I cannot buy anything bigger than a king sized bed. I am very sorry about this. Do not think I will continue sleeping on the couch to ensure your comfort, however. Dogs and cats can actually curl up in a ball when they sleep. It Is not necessary to sleep perpendicular to each other, stretched out to the fullest extent possible. I also know that sticking tails straight out and having tongues hanging out on the other end to maximize space is nothing but sarcasm.

For the last time, there is no secret exit from the bathroom! If, by some miracle, I beat you there and manage to get the door shut, it is not necessary to claw, whine, meow, try to turn the knob or get your paw under the edge in an attempt to open the door. I must exit through the same door I entered. Also, I have been using the bathroom for years - canine/feline attendance is not required.

The proper order for kissing is: Kiss me first, then go smell the other dog or cat's butt. I cannot stress this enough.

Finally, in fairness, dear pets, I have posted the following message on the front door:


(1) They live here. You don't.

(2) If you don't want their hair on your clothes, stay off the furniture. That's why they call it 'fur'-niture.

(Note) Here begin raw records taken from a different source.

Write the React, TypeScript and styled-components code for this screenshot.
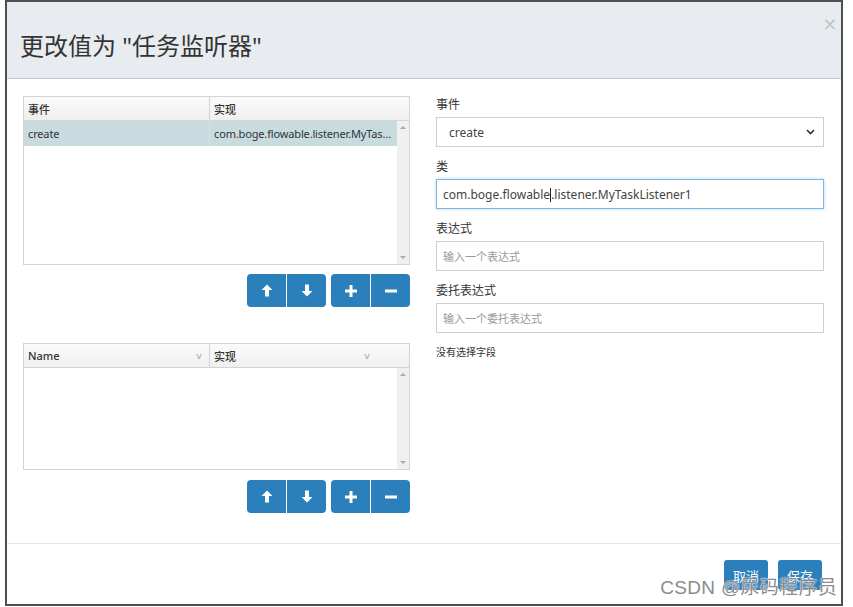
import styled, { createGlobalStyle } from 'styled-components';

const GlobalStyle = createGlobalStyle`
  html, body {
    margin: 0;
    padding: 0;
    background: #ffffff;
  }
  body {
    font-family: "Noto Sans", "Noto Sans CJK SC", sans-serif;
    color: #333;
  }
`;

const Dialog = styled.div`
  position: relative;
  box-sizing: border-box;
  width: 838px;
  height: 606px;
  margin-left: 5px;
  border: 2px solid #4f4f4f;
  display: flex;
  flex-direction: column;
  background: #fff;
`;

const Header = styled.div`
  height: 76px;
  background: #e8ecf0;
  border-bottom: 1px solid #c4c8cc;
  display: flex;
  align-items: center;
  justify-content: space-between;
  padding: 0 4px 0 13px;
`;

const Title = styled.h1`
  margin: 8px 0 0;
  font-size: 24px;
  font-weight: 400;
  color: #333;
  font-family: "Noto Sans", "Noto Sans CJK SC", sans-serif;
`;

const Close = styled.span`
  align-self: flex-start;
  margin-top: 12px;
  font-size: 17px;
  color: #bfc3c6;
  font-family: "DejaVu Sans", sans-serif;
`;

const Body = styled.div`
  flex: 1;
  display: grid;
  grid-template-columns: 387px 388px;
  column-gap: 26px;
  padding: 17px 0 0 16px;
  border-bottom: 1px solid #e5e5e5;
`;

const LeftCol = styled.div`
  display: flex;
  flex-direction: column;
`;

const Grid = styled.div<{ $h: number; $mt?: number }>`
  box-sizing: border-box;
  height: ${(p) => p.$h}px;
  margin-top: ${(p) => p.$mt ?? 0}px;
  border: 1px solid #d4d4d4;
  display: flex;
  flex-direction: column;
  font-size: 11px;
`;

const GridHead = styled.div`
  display: grid;
  grid-template-columns: 186px 1fr;
  height: 23px;
  border-bottom: 1px solid #d4d4d4;
  background: linear-gradient(#fbfbfb, #efefef);
`;

const HeadCell = styled.div<{ $last?: boolean }>`
  display: flex;
  align-items: center;
  justify-content: space-between;
  padding: 0 ${(p) => (p.$last ? 40 : 8)}px 0 4px;
  border-right: ${(p) => (p.$last ? 'none' : '1px solid #d4d4d4')};
  font-weight: 500;
  color: #333;
`;

const Chevron = styled.span`
  color: #b0b0b0;
  font-size: 8px;
  transform: scaleX(1.3);
`;

const GridBody = styled.div`
  flex: 1;
  display: flex;
`;

const Rows = styled.div`
  flex: 1;
  min-width: 0;
`;

const Row = styled.div<{ $selected?: boolean }>`
  display: grid;
  grid-template-columns: 186px minmax(0, 1fr);
  height: 25px;
  background: ${(p) => (p.$selected ? '#c8dce0' : 'transparent')};
`;

const Cell = styled.div<{ $first?: boolean }>`
  align-self: center;
  padding: 0 4px;
  border-right: ${(p) => (p.$first ? '1px solid #d8e2e4' : 'none')};
  line-height: 25px;
  color: #333;
  letter-spacing: -0.15px;
  white-space: nowrap;
  overflow: hidden;
  text-overflow: ellipsis;
`;

const Scrollbar = styled.div`
  width: 12px;
  background: #f0f0f0;
  display: flex;
  flex-direction: column;
  justify-content: space-between;
  align-items: center;
  padding: 5px 0;
`;

const Tri = styled.span<{ $down?: boolean }>`
  width: 0;
  height: 0;
  border-left: 3px solid transparent;
  border-right: 3px solid transparent;
  ${(p) =>
    p.$down
      ? 'border-top: 3px solid #aaa;'
      : 'border-bottom: 3px solid #aaa;'}
`;

const Toolbar = styled.div<{ $mt: number }>`
  display: flex;
  justify-content: flex-end;
  gap: 5px;
  margin-top: ${(p) => p.$mt}px;
`;

const BtnGroup = styled.div`
  display: flex;
  gap: 1px;
  & > button:first-child {
    border-radius: 4px 0 0 4px;
  }
  & > button:last-child {
    border-radius: 0 4px 4px 0;
  }
`;

const IconBtn = styled.button`
  width: 39px;
  height: 33px;
  border: none;
  background: #2b7fbb;
  display: flex;
  align-items: center;
  justify-content: center;
  padding: 0;
`;

const RightCol = styled.div`
  display: flex;
  flex-direction: column;
`;

const Label = styled.label`
  font-size: 12px;
  line-height: 18px;
  color: #333;
  margin-bottom: 3px;
`;

const Field = styled.div<{ $focus?: boolean; $placeholder?: boolean }>`
  box-sizing: border-box;
  height: 30px;
  margin-bottom: 11px;
  border: 1px solid ${(p) => (p.$focus ? '#7fb6e2' : '#cfcfcf')};
  box-shadow: ${(p) => (p.$focus ? '0 0 3px rgba(102,175,233,0.5)' : 'none')};
  display: flex;
  align-items: center;
  justify-content: space-between;
  padding: 0 8px 0 6px;
  font-size: ${(p) => (p.$placeholder ? 11 : 12)}px;
  color: ${(p) => (p.$placeholder ? '#999' : '#444')};
  white-space: nowrap;
`;

const SelectText = styled.span`
  padding-left: 6px;
`;

const Caret = styled.span`
  display: inline-block;
  width: 1px;
  height: 14px;
  background: #222;
  vertical-align: middle;
`;

const Note = styled.div`
  font-size: 10px;
  line-height: 14px;
  margin-top: 1px;
  color: #333;
`;

const Footer = styled.div`
  box-sizing: border-box;
  height: 60px;
  display: flex;
  justify-content: flex-end;
  align-items: flex-start;
  gap: 10px;
  padding: 16px 19px 0 0;
`;

const TextBtn = styled.button`
  width: 44px;
  height: 30px;
  border: none;
  border-radius: 3px;
  background: #2b7fbb;
  color: #fff;
  font-size: 13px;
  font-family: "Noto Sans CJK SC", sans-serif;
  padding: 0;
`;

const Watermark = styled.div`
  position: absolute;
  right: 4px;
  bottom: 5px;
  font-size: 19px;
  font-family: "Liberation Sans", "Noto Sans CJK SC", sans-serif;
  color: #8c8c8c;
  letter-spacing: 0.3px;
  text-shadow: 0 0 2px #fff, 0 0 1px #fff;
  pointer-events: none;
`;

const ArrowUp = () => (
  <svg width="12" height="13" viewBox="0 0 12 13">
    <path d="M6 0.5 L11.5 6 L8 6 L8 12.5 L4 12.5 L4 6 L0.5 6 Z" fill="#fff" />
  </svg>
);

const ArrowDown = () => (
  <svg width="12" height="13" viewBox="0 0 12 13">
    <path d="M6 12.5 L11.5 7 L8 7 L8 0.5 L4 0.5 L4 7 L0.5 7 Z" fill="#fff" />
  </svg>
);

const Plus = () => (
  <svg width="12" height="12" viewBox="0 0 12 12">
    <path d="M4.5 0 H7.5 V4.5 H12 V7.5 H7.5 V12 H4.5 V7.5 H0 V4.5 H4.5 Z" fill="#fff" />
  </svg>
);

const Minus = () => (
  <svg width="12" height="12" viewBox="0 0 12 12">
    <rect x="0" y="4.5" width="12" height="3" fill="#fff" />
  </svg>
);

const SelectArrow = () => (
  <svg width="9" height="6" viewBox="0 0 9 6">
    <path d="M1 1 L4.5 4.5 L8 1" stroke="#333" strokeWidth="1.6" fill="none" />
  </svg>
);

function Buttons({ mt }: { mt: number }) {
  return (
    <Toolbar $mt={mt}>
      <BtnGroup>
        <IconBtn><ArrowUp /></IconBtn>
        <IconBtn><ArrowDown /></IconBtn>
      </BtnGroup>
      <BtnGroup>
        <IconBtn><Plus /></IconBtn>
        <IconBtn><Minus /></IconBtn>
      </BtnGroup>
    </Toolbar>
  );
}

export default function App() {
  return (
    <>
      <GlobalStyle />
      <Dialog>
        <Header>
          <Title>更改值为 "任务监听器"</Title>
          <Close>×</Close>
        </Header>
        <Body>
          <LeftCol>
            <Grid $h={169}>
              <GridHead>
                <HeadCell>事件</HeadCell>
                <HeadCell $last>实现</HeadCell>
              </GridHead>
              <GridBody>
                <Rows>
                  <Row $selected>
                    <Cell $first>create</Cell>
                    <Cell>com.boge.flowable.listener.MyTaskListener1</Cell>
                  </Row>
                </Rows>
                <Scrollbar>
                  <Tri />
                  <Tri $down />
                </Scrollbar>
              </GridBody>
            </Grid>
            <Buttons mt={9} />
            <Grid $h={127} $mt={36}>
              <GridHead>
                <HeadCell>
                  Name <Chevron>v</Chevron>
                </HeadCell>
                <HeadCell $last>
                  实现 <Chevron>v</Chevron>
                </HeadCell>
              </GridHead>
              <GridBody>
                <Rows />
                <Scrollbar>
                  <Tri />
                  <Tri $down />
                </Scrollbar>
              </GridBody>
            </Grid>
            <Buttons mt={10} />
          </LeftCol>
          <RightCol>
            <Label>事件</Label>
            <Field>
              <SelectText>create</SelectText>
              <SelectArrow />
            </Field>
            <Label>类</Label>
            <Field $focus>
              <span>
                com.boge.flowable<Caret />.listener.MyTaskListener1
              </span>
            </Field>
            <Label>表达式</Label>
            <Field $placeholder>输入一个表达式</Field>
            <Label>委托表达式</Label>
            <Field $placeholder>输入一个委托表达式</Field>
            <Note>没有选择字段</Note>
          </RightCol>
        </Body>
        <Footer>
          <TextBtn>取消</TextBtn>
          <TextBtn>保存</TextBtn>
        </Footer>
        <Watermark>CSDN @尿码程序员</Watermark>
      </Dialog>
    </>
  );
}
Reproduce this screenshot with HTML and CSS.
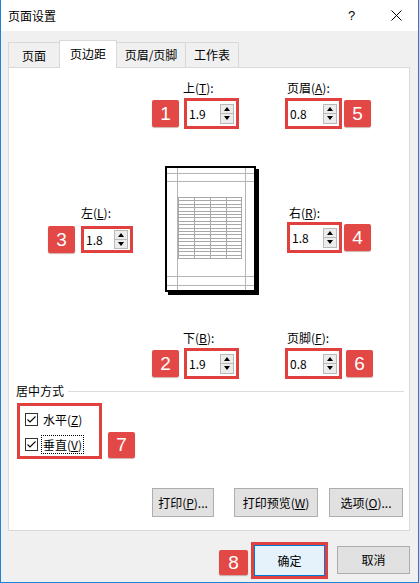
FILE: index.html
```html
<!DOCTYPE html>
<html lang="zh-CN">
<head>
<meta charset="utf-8">
<title>页面设置</title>
<link rel="stylesheet" href="styles.css">
</head>
<body>
<div class="window">
  <div class="titlebar">
    <span class="title">页面设置</span>
    <span class="help">?</span>
    <span class="close"><svg width="11" height="11" viewBox="0 0 11 11"><path d="M0.5 0.5L10.5 10.5M10.5 0.5L0.5 10.5" stroke="#000" stroke-width="1" fill="none"/></svg></span>
  </div>
  <div class="body">
    <div class="tabs">
      <div class="tab t1">页面</div>
      <div class="tab t2 active">页边距</div>
      <div class="tab t3">页眉/页脚</div>
      <div class="tab t4">工作表</div>
    </div>
    <div class="panel">
      <div class="row row-top">
        <div class="field f-left">
          <div class="label">上(<u>T</u>):</div>
          <div class="ctl">
            <span class="badge">1</span>
            <div class="frame"><span class="val">1.9</span><span class="spin"><span class="sb up"></span><span class="sb down"></span></span></div>
          </div>
        </div>
        <div class="field f-right f-header">
          <div class="label">页眉(<u>A</u>):</div>
          <div class="ctl">
            <div class="frame wide"><span class="val">0.8</span><span class="spin"><span class="sb up"></span><span class="sb down"></span></span></div>
            <span class="badge">5</span>
          </div>
        </div>
      </div>

      <div class="row row-mid">
        <div class="field f-left f-lm">
          <div class="label">左(<u>L</u>):</div>
          <div class="ctl">
            <span class="badge">3</span>
            <div class="frame small"><span class="val">1.8</span><span class="spin"><span class="sb up"></span><span class="sb down"></span></span></div>
          </div>
        </div>
        <svg class="preview" width="94" height="129" viewBox="0 0 94 129" shape-rendering="crispEdges">
          <rect x="3" y="3" width="91" height="126" fill="#000"/>
          <rect x="1" y="1" width="89" height="124" fill="#fff" stroke="#000" stroke-width="2"/>
          <path d="M12.5 2V124M80.5 2V124M2 7.5H89M2 15.5H89M2 110.5H89M2 119.5H89" stroke="#b4b4b4" stroke-width="1" fill="none"/>
          <path d="M13.5 31.5H76.5V92.5H13.5Z M29.5 31.5V92.5M45.5 31.5V92.5M61.5 31.5V92.5 M13.5 34.5H76.5M13.5 38.5H76.5M13.5 41.5H76.5M13.5 45.5H76.5M13.5 48.5H76.5M13.5 51.5H76.5M13.5 55.5H76.5M13.5 58.5H76.5M13.5 62.5H76.5M13.5 65.5H76.5M13.5 68.5H76.5M13.5 72.5H76.5M13.5 75.5H76.5M13.5 79.5H76.5M13.5 82.5H76.5M13.5 85.5H76.5M13.5 89.5H76.5" stroke="#a8a8a8" stroke-width="1" fill="none"/>
        </svg>
        <div class="field f-right f-rm">
          <div class="label">右(<u>R</u>):</div>
          <div class="ctl">
            <div class="frame"><span class="val">1.8</span><span class="spin"><span class="sb up"></span><span class="sb down"></span></span></div>
            <span class="badge">4</span>
          </div>
        </div>
      </div>

      <div class="row row-bot">
        <div class="field f-left">
          <div class="label">下(<u>B</u>):</div>
          <div class="ctl">
            <span class="badge">2</span>
            <div class="frame"><span class="val">1.9</span><span class="spin"><span class="sb up"></span><span class="sb down"></span></span></div>
          </div>
        </div>
        <div class="field f-right f-header">
          <div class="label">页脚(<u>F</u>):</div>
          <div class="ctl">
            <div class="frame wide"><span class="val">0.8</span><span class="spin"><span class="sb up"></span><span class="sb down"></span></span></div>
            <span class="badge b6">6</span>
          </div>
        </div>
      </div>

      <div class="group">
        <span class="group-label">居中方式</span>
        <span class="group-line"></span>
      </div>

      <div class="check-row">
        <div class="check-frame">
          <div class="check-item">
            <span class="cb"><svg width="11" height="11" viewBox="0 0 11 11"><path d="M1.5 5.5L4 8L9.5 2.5" stroke="#000" stroke-width="1.1" fill="none"/></svg></span>
            <span class="cl">水平(<u>Z</u>)</span>
          </div>
          <div class="check-item">
            <span class="cb"><svg width="11" height="11" viewBox="0 0 11 11"><path d="M1.5 5.5L4 8L9.5 2.5" stroke="#000" stroke-width="1.1" fill="none"/></svg></span>
            <span class="cl focus">垂直(<u>V</u>)</span>
          </div>
        </div>
        <span class="badge b7">7</span>
      </div>

      <div class="btn-row">
        <button class="btn b-print">打印(<u>P</u>)...</button>
        <button class="btn b-preview">打印预览(<u>W</u>)</button>
        <button class="btn b-opt">选项(<u>O</u>)...</button>
      </div>
    </div>

    <div class="footer">
      <span class="badge b8">8</span>
      <div class="ok-frame"><button class="btn ok">确定</button></div>
      <button class="btn cancel">取消</button>
    </div>
  </div>
</div>
</body>
</html>
```

FILE: styles.css
```css
* { box-sizing: border-box; }
html, body { margin: 0; padding: 0; background: #f0f0f0; }
body { width: 419px; height: 583px; overflow: hidden; }

.window {
  width: 419px;
  height: 583px;
  border: 1px solid #1883d7;
  border-top: 0;
  background: #f0f0f0;
  font-family: "Noto Sans CJK SC", "Microsoft YaHei", sans-serif;
  font-size: 12px;
  color: #000;
}

.titlebar {
  height: 31px;
  background: #fff;
  display: flex;
  align-items: center;
  padding: 0 16px 0 7px;
}
.title { flex: 1; line-height: 16px; }
.help { font-family: "Liberation Sans", Arial, sans-serif; font-size: 13px; line-height: 14px; width: 7px; margin-right: 36px; }
.close { display: flex; width: 11px; height: 11px; }

.body { padding: 9px 8px 0 7px; }

.tabs { display: flex; align-items: flex-end; height: 27px; }
.tab {
  height: 25px;
  border: 1px solid #d9d9d9;
  border-bottom: 0;
  background: #f0f0f0;
  display: flex;
  align-items: center;
  justify-content: center;
  line-height: 16px;
  margin-left: -1px;
}
.t1 { width: 52px; margin-left: 0; padding-top: 1px; }
.t2 { width: 58px; }
.t3 { width: 70px; }
.t4 { width: 54px; }
.tab.active {
  height: 28px;
  margin-bottom: -1px;
  background: #fff;
  position: relative;
  z-index: 1;
  padding-bottom: 2px;
}

.panel {
  height: 464px;
  border: 1px solid #d9d9d9;
  background: #fff;
  display: flex;
  flex-direction: column;
}

.row { display: flex; align-items: flex-start; }
.row-top { margin-top: 12px; padding-left: 143px; }
.row-mid { margin-top: 37px; padding-left: 39px; }
.row-bot { margin-top: 35px; padding-left: 143px; }

.field { display: flex; flex-direction: column; }
.label { line-height: 15px; height: 15px; margin-bottom: 3px; }
.f-left .label { margin-left: 31px; }
.f-right .label { margin-left: 2px; }
.f-header { margin-left: 46px; }
.f-lm { margin-top: 39px; }
.f-lm .label { margin-left: 33px; margin-bottom: 6px; }
.f-rm { margin-top: 39px; margin-left: 28px; }
.f-rm .label { margin-bottom: 2px; }

.ctl { display: flex; align-items: center; }
.f-left .ctl { gap: 5px; }
.f-right .ctl { gap: 2px; }
.f-lm .ctl { gap: 6px; }

.badge {
  width: 27px;
  height: 27px;
  background: #e24845;
  border-radius: 2px;
  color: #fff;
  font-family: "Liberation Sans", Arial, sans-serif;
  font-size: 19px;
  line-height: 27px;
  text-align: center;
  box-shadow: 0 1px 1px rgba(120, 30, 30, 0.35);
}
.b6 { margin-left: 2px; }

.frame {
  width: 55px;
  height: 31px;
  border: 3px solid #e0413e;
  background: #fff;
  display: flex;
  align-items: center;
  padding: 0 2px 0 2px;
}
.frame.wide { width: 57px; }
.frame.small { width: 52px; height: 27px; }
.val { flex: 1; line-height: 16px; font-size: 12px; padding-top: 1px; }

.spin { display: flex; flex-direction: column; width: 14px; height: 20px; }
.frame.small .spin { height: 19px; }
.sb {
  flex: 1;
  border: 1px solid #b9b9b9;
  background: #ececec;
  display: flex;
  align-items: center;
  justify-content: center;
}
.sb.down { border-top: 0; }
.sb.up::before {
  content: "";
  border-left: 3px solid transparent;
  border-right: 3px solid transparent;
  border-bottom: 4px solid #000;
}
.sb.down::before {
  content: "";
  border-left: 3px solid transparent;
  border-right: 3px solid transparent;
  border-top: 4px solid #000;
}

.preview { display: block; margin-left: 32px; }

.group { display: flex; align-items: center; margin-top: 4px; padding-left: 7px; padding-right: 5px; }
.group-label { line-height: 15px; }
.group-line { flex: 1; height: 1px; background: #dcdcdc; margin-left: 4px; margin-top: 2px; }

.check-row { display: flex; align-items: flex-end; margin-top: 5px; padding-left: 8px; }
.check-frame {
  width: 85px;
  height: 56px;
  border: 3px solid #e0413e;
  padding: 3px 0 0 5px;
  display: flex;
  flex-direction: column;
  gap: 5px;
}
.check-item { display: flex; align-items: center; height: 20px; }
.cb {
  width: 13px;
  height: 13px;
  border: 1px solid #333;
  background: #fff;
  display: flex;
  align-items: center;
  justify-content: center;
  margin-right: 3px;
}
.cl { line-height: 17px; padding: 0 1px; border: 1px solid transparent; }
.cl.focus { border: 1px dotted #000; }
.b7 { margin-left: 6px; margin-bottom: 1px; height: 26px; line-height: 26px; }

.btn {
  font-family: inherit;
  font-size: 12px;
  color: #000;
  background: #e1e1e1;
  border: 1px solid #adadad;
  padding: 0;
  margin: 0;
  line-height: 16px;
}
.btn-row { display: flex; justify-content: flex-end; margin-top: 29px; padding-right: 6px; }
.btn-row .btn { height: 29px; }
.b-print { width: 62px; margin-right: 20px; }
.b-preview { width: 84px; margin-right: 11px; }
.b-opt { width: 74px; }

.footer { display: flex; justify-content: flex-end; align-items: center; margin-top: 11px; }
.b8 { width: 29px; height: 25px; line-height: 25px; margin-right: 3px; margin-top: 3px; }
.ok-frame { width: 77px; height: 37px; border: 3px solid #e0413e; }
.ok { width: 100%; height: 100%; background: #e5f1fb; border: 1px solid #0078d7; }
.cancel { width: 73px; height: 28px; margin-left: 9px; margin-top: -2px; }
```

(3) I like my pets a lot better than I like most people.

(4) To you, they are animals. To me, they are adopted sons/daughters who are short, hairy, walk on all fours and don't speak clearly.

Remember, dogs and cats are better than kids because they:

(1) eat less,

(2) don't ask for money all the time,

(3) are easier to train,

(4) normally come when called,

(5) never ask to drive the car,

(6) don't hang out with drug-using people;

(7) don't smoke or drink,

(8) don't want to wear your clothes,

(9) don't have to buy the latest fashions,

(10) don't need a gazillion dollars for college and

(11) if they get pregnant, you can sell their children ...

554 Posts
I totally identify with both the bathroom and bed thing...I cannot tell you how many times I am woken up by a tail, tongue or rear end.

The worst is when you wake up, don't know why...then about 2 seconds later you realize that a dog or cat has passed gas with a smell so bad it has woken you up from a dead sleep.

We keep a baby gate up to keep the dogs out of the bathroom...where the litter boxes are...but they certainly do guard it to make sure I don't sneak past them.

I have a cat that about kills me going up or down the stairs at least once a week, I have fallen down the stairs more times than any drinking person I know.

Ahhh, I love my babies! LOL They drive me nuts but they are my kids with fur...even though some have lots more fur than others!

843 Posts
I cannot tell you how many times I am woken up by a tail, tongue or rear end.
At least you get the tongue and tail.
I seem to only get the rear end.
He gets very irritated,when I try to move him.
He also likes to bug me when I read in bed.
And then,in the morning he is the laziest poodle in the world.
About 10 yawns,15 careful stretches...takes him forever to wake up...deffinetely not a morning dog.